What is required.
Identify each line below containing the string "React" and copy it.

Supplied material.
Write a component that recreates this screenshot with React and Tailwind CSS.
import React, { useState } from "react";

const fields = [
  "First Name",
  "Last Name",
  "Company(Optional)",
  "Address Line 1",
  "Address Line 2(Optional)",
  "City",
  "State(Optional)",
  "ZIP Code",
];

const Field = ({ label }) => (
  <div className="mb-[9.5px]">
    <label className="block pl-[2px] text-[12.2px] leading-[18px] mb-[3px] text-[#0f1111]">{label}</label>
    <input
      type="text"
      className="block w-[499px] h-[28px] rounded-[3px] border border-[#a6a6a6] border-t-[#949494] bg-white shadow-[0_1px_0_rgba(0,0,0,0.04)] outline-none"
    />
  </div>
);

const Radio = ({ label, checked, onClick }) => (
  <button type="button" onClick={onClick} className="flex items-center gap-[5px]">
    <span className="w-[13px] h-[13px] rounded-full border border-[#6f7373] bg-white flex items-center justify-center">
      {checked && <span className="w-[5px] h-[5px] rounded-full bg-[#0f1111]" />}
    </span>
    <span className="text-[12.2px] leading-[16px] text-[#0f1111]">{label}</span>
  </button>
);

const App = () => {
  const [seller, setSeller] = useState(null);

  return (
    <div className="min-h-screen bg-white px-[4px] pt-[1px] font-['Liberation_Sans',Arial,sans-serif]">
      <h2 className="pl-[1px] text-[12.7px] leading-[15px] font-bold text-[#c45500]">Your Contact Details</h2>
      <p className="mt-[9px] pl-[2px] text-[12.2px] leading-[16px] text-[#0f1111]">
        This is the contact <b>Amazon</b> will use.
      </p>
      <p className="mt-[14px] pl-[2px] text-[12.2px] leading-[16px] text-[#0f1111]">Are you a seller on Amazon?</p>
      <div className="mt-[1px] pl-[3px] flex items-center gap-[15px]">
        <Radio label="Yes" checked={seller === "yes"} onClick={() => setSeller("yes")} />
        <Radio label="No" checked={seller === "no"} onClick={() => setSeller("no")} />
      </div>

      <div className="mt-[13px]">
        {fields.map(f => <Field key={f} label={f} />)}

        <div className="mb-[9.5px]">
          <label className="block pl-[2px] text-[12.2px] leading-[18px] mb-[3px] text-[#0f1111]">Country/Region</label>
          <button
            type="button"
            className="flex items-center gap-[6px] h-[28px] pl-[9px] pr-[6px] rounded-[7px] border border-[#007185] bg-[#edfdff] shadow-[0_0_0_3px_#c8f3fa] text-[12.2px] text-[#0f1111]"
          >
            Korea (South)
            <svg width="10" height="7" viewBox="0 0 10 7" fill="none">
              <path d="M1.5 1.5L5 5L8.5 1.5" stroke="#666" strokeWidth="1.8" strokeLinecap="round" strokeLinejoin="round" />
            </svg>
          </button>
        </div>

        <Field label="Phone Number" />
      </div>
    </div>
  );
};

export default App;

Task result.
Write a component that recreates this screenshot with React and Tailwind CSS.
import React, { useState } from "react";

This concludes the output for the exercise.